Green Bhutan: A Place, A Feeling, A Future
Some places stay with you because of what you did there. Others, because of how they made you feel. For me, Bhutan is both—but above all, it’s green. Not just visually, though that’s the first thing that strikes you. It’s green in its air, its spirit, its choices.
Flying into Bhutan is a visual love letter to the planet—steep valleys draped in forest, rivers carving silver paths through farmland, and clouds resting gently on mountain shoulders. But what feels even more remarkable is learning that this isn’t just luck or geography. Bhutan chose this.
The country has made a deliberate commitment to protect its environment, keeping more than 70% of its land under forest cover. That’s not a vague promise—it’s enshrined in the Constitution. Bhutan isn’t just carbon neutral; it’s carbon negative. In a world racing toward climate tipping points, this small Himalayan kingdom quietly leads by example.
But what moves me most is how this green ethos is woven into daily life.
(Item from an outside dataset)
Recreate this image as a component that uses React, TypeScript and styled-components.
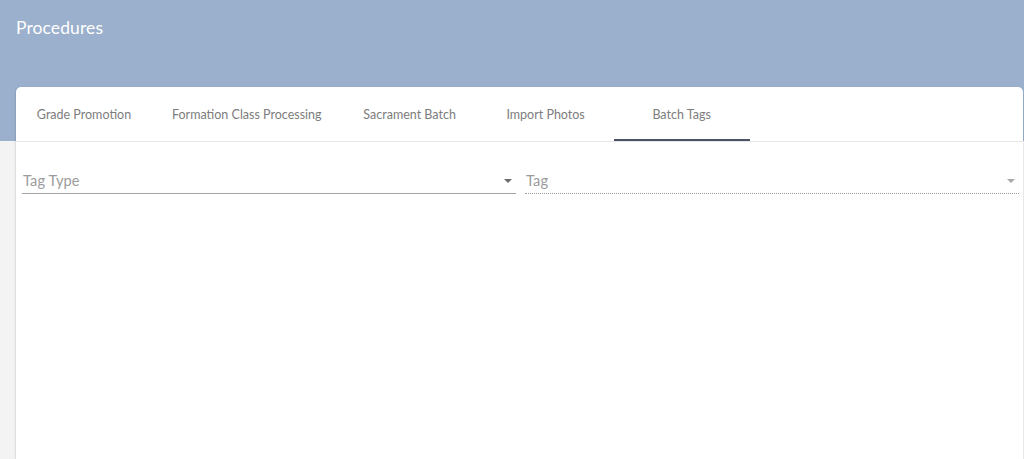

You see it in the school children planting trees during Social Forestry Day. You feel it in the sacredness of the mountains—how locals speak of them not just as landmarks but as living spirits. You hear it in conversations over tea, when people casually mention Gross National Happiness as a guiding principle, and yes, environmental health is part of that.

Even in the capital, Thimphu, with its growing number of vehicles and modern buildings, there’s a persistent gentleness—a respect for the balance between development and preservation. Farmers markets still thrive.
Of course, no place is without its environmental challenges. Waste management, urban growth, and reliance on imported goods are all real concerns. But what stands out is the intentionality—a national awareness that these challenges are worth confronting.
To be in Bhutan is to be reminded that green doesn’t have to mean passive or nostalgic. It can be vibrant. Practical. Rooted in policy and in everyday gestures. A shared responsibility.
Green Bhutan isn’t just a place on the map. It’s a way of seeing the world—and a vision for how we might live in better relationship with it.